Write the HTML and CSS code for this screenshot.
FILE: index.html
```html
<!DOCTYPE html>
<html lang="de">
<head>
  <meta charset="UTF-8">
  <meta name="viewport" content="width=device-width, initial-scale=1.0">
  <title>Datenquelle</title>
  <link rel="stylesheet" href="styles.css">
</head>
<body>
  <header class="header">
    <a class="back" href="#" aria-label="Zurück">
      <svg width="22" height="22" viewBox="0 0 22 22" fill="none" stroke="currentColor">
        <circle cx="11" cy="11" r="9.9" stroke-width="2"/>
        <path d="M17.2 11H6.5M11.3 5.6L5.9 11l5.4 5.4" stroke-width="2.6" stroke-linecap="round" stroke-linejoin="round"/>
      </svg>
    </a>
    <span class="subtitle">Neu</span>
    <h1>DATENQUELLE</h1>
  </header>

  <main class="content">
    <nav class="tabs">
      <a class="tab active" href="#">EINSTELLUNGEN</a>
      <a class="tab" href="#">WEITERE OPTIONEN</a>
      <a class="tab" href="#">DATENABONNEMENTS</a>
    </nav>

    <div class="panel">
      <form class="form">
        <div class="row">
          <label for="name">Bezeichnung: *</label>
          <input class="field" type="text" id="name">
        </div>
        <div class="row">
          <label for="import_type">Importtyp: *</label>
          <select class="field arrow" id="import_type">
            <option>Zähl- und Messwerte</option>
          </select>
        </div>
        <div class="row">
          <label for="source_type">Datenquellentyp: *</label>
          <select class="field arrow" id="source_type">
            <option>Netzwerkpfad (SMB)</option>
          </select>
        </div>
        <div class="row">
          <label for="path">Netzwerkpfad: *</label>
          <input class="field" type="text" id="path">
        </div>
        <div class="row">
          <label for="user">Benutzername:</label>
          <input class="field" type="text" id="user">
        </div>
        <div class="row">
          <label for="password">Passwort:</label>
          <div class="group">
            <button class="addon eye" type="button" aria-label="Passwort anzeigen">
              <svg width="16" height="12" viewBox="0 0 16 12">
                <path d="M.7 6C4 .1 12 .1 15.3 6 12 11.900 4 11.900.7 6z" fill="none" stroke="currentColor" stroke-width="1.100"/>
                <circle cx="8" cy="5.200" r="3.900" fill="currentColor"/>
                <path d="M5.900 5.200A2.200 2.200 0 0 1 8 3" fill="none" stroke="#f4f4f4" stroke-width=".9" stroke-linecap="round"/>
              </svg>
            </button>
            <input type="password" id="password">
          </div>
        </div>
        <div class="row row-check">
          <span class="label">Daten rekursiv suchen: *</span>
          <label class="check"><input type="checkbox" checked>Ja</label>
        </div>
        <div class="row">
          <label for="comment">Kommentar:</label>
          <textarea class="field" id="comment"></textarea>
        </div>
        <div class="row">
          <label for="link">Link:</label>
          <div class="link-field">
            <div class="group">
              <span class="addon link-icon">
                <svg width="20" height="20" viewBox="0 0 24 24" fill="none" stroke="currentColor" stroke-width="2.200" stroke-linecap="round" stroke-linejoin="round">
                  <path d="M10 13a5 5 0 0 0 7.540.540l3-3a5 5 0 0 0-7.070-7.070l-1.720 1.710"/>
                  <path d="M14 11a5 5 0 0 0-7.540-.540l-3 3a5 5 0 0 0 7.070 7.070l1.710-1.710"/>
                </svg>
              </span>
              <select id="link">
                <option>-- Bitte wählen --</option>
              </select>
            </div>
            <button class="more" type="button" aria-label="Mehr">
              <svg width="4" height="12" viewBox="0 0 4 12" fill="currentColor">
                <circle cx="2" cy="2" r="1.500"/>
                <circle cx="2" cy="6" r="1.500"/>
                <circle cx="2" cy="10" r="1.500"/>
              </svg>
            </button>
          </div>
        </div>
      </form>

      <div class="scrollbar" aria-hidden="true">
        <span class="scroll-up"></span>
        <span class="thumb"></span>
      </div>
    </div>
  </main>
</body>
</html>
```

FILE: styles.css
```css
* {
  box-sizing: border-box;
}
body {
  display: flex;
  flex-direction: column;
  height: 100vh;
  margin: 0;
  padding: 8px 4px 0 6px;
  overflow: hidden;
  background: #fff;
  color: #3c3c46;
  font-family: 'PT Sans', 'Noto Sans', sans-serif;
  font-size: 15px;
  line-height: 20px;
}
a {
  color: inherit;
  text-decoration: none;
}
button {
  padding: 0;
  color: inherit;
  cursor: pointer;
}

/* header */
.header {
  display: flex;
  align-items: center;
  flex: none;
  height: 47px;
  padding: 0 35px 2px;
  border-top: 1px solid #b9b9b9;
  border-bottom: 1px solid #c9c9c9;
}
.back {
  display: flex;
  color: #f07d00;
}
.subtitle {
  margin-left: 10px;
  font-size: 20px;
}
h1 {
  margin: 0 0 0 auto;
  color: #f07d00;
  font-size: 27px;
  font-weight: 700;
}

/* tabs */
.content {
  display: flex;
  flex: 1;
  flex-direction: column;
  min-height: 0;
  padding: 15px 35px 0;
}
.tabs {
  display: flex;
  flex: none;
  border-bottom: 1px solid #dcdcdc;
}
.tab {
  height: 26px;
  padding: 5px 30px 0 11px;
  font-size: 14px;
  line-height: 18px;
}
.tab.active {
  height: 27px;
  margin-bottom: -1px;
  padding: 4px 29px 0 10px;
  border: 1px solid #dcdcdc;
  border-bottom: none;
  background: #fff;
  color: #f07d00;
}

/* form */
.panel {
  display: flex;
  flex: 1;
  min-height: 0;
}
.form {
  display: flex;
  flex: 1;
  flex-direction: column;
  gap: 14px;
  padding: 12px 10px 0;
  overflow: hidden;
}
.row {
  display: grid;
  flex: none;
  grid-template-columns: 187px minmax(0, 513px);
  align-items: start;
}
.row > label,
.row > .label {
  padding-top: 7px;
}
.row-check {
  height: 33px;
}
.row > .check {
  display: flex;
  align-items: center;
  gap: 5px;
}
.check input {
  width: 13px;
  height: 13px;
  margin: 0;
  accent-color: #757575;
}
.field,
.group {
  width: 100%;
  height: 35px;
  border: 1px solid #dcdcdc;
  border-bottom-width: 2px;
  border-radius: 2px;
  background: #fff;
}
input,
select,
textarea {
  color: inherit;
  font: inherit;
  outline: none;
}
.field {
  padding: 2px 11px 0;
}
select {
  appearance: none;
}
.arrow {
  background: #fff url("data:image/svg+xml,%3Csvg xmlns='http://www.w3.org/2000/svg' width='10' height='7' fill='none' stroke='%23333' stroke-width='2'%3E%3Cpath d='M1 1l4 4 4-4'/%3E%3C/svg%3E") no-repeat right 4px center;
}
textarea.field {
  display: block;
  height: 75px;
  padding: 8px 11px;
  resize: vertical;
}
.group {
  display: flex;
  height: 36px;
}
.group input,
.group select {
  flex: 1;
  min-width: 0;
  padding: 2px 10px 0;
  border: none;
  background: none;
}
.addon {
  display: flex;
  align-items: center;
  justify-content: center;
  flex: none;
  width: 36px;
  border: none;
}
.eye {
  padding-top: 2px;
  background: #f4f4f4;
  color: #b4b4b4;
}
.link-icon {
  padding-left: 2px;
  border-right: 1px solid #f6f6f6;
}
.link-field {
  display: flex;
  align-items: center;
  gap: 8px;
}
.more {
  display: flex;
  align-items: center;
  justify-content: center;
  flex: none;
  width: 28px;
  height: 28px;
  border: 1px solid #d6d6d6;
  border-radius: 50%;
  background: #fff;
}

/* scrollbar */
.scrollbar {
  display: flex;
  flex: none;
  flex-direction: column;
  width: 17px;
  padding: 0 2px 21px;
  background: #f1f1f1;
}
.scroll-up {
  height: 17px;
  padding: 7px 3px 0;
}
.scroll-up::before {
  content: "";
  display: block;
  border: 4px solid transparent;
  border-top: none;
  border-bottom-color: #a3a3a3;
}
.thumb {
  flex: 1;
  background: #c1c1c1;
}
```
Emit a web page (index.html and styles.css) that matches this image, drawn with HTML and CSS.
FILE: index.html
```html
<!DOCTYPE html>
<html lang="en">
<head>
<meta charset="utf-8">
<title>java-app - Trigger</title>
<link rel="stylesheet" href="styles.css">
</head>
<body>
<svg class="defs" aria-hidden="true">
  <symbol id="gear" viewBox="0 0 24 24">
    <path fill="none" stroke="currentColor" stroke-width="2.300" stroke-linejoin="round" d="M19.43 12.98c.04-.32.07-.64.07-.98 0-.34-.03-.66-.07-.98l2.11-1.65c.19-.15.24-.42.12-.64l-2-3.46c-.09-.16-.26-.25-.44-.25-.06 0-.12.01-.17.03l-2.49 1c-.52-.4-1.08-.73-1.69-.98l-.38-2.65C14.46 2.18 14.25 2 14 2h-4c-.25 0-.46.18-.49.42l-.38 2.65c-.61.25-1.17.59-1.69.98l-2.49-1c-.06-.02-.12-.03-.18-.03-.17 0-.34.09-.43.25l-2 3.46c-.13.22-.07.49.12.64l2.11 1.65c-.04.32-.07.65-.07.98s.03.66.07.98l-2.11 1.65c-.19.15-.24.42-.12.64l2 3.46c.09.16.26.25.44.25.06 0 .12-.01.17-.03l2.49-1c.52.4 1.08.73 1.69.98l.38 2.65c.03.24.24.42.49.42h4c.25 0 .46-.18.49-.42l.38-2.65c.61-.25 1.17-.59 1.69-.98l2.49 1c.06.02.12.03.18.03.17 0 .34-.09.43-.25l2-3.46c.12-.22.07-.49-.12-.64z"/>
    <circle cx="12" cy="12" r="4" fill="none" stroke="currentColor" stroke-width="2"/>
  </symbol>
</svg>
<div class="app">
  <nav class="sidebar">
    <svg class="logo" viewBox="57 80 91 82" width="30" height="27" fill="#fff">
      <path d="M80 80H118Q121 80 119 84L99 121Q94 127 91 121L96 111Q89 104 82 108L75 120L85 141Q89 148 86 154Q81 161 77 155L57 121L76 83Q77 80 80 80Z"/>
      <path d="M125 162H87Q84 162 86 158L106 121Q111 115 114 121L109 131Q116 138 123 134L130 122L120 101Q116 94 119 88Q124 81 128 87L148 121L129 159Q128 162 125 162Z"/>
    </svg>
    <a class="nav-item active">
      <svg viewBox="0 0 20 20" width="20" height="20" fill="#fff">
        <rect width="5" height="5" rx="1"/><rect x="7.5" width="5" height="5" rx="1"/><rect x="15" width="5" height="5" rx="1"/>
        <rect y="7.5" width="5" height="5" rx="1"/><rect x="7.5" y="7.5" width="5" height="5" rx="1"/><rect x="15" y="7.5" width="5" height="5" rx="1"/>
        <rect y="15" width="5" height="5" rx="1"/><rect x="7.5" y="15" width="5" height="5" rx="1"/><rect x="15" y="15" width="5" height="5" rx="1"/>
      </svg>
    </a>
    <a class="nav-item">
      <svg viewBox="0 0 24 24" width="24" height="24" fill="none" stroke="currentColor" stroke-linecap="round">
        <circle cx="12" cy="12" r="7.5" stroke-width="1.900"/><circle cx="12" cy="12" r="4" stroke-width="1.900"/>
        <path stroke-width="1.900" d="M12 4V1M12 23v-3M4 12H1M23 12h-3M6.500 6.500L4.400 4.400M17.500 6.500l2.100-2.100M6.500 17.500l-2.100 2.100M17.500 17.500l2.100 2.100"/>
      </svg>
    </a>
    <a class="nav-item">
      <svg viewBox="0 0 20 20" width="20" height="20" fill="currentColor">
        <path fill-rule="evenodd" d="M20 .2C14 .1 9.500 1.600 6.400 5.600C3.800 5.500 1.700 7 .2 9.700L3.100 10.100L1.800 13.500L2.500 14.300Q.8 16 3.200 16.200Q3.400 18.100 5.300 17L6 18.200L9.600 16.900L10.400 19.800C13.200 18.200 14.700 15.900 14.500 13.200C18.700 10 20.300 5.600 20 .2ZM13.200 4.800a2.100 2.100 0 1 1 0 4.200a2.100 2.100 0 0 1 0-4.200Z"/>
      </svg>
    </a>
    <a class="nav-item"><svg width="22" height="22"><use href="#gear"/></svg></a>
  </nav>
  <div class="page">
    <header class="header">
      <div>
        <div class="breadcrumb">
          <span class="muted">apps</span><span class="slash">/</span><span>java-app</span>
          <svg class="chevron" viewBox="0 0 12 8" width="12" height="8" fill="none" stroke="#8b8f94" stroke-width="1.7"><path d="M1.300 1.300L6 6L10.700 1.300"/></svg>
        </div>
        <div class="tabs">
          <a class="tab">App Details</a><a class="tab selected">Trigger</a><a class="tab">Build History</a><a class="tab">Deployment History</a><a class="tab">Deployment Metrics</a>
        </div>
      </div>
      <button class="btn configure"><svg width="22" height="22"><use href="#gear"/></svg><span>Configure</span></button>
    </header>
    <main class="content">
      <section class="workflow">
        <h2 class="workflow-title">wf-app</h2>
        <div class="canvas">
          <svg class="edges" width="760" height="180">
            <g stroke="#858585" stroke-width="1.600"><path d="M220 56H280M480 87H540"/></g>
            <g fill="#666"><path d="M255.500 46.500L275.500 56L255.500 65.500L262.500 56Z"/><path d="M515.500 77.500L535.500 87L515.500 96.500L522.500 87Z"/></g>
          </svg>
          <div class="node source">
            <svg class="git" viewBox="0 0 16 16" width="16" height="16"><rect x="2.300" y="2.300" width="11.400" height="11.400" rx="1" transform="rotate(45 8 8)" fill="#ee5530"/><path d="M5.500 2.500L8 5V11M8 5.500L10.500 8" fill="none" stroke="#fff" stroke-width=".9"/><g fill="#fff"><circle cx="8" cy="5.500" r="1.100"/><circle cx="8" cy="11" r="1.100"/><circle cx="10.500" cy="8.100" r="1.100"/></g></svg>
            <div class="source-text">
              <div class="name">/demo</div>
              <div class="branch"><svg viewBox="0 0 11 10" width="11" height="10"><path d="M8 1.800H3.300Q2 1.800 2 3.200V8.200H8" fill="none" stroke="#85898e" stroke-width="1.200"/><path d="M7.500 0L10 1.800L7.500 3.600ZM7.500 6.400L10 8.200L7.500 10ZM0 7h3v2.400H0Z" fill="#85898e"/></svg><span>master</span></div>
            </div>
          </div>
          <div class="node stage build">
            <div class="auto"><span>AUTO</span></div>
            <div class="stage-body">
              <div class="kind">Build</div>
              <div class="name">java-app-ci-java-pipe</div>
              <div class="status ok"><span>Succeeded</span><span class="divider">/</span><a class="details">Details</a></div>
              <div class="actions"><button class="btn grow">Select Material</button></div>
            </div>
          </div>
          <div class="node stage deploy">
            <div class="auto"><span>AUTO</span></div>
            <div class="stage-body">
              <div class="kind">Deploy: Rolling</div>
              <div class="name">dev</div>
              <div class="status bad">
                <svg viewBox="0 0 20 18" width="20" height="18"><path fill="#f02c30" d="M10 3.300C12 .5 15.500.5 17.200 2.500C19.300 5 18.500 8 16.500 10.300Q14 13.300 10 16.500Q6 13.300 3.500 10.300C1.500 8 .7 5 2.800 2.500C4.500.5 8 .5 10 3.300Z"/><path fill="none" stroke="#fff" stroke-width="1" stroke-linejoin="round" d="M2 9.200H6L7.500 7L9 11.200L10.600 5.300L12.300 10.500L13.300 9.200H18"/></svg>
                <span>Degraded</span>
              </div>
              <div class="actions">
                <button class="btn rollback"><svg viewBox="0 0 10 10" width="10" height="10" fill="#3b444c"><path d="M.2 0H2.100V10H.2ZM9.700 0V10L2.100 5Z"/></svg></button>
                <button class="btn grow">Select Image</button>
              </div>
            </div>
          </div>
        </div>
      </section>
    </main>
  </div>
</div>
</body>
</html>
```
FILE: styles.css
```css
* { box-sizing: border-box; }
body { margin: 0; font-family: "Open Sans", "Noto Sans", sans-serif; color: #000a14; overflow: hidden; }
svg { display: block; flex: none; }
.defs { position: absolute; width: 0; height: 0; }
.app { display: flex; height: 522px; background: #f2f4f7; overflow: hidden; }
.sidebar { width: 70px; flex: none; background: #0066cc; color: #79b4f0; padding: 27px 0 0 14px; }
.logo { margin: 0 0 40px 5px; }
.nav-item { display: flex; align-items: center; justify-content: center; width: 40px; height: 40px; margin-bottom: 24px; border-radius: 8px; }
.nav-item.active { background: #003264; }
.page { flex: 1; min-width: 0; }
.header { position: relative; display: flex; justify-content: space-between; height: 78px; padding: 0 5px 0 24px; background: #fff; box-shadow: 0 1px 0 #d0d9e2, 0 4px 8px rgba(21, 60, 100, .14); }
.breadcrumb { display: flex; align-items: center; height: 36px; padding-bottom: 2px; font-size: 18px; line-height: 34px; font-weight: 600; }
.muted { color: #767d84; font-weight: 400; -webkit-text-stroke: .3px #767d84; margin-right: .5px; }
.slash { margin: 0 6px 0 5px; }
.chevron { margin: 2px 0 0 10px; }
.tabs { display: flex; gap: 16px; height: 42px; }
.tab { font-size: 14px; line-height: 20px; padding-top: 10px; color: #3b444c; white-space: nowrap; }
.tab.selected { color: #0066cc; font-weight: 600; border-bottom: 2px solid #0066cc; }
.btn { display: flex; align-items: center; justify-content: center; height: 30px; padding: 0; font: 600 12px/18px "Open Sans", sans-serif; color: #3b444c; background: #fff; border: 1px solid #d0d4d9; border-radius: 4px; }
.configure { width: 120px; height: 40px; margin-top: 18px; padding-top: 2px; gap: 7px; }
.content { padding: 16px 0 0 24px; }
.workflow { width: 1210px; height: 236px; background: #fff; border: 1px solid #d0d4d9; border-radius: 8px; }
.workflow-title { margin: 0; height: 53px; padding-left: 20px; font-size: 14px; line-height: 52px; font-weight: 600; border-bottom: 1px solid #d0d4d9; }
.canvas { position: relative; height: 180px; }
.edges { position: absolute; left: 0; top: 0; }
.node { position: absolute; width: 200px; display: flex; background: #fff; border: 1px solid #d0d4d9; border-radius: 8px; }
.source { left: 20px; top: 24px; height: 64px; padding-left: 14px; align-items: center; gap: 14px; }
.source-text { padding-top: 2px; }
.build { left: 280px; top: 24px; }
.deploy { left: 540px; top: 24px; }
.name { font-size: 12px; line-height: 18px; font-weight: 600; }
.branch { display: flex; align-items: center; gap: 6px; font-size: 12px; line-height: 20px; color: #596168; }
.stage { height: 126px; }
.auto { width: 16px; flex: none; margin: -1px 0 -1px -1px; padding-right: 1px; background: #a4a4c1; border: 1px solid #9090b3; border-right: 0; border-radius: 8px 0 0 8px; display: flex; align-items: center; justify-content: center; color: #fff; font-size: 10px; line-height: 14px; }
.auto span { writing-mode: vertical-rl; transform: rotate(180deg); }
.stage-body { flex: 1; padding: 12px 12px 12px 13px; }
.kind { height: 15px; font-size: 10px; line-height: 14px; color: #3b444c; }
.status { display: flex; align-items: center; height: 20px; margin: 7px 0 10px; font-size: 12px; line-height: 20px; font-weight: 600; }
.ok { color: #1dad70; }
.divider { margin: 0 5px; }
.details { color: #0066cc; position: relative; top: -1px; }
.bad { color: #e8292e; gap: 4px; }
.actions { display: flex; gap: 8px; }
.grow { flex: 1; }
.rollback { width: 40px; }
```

Written exercise:
Identify and copy lines that hold the string "this".

Solution to the problem:
Write the HTML and CSS code for this screenshot.
Emit a web page (index.html and styles.css) that matches this image, drawn with HTML and CSS.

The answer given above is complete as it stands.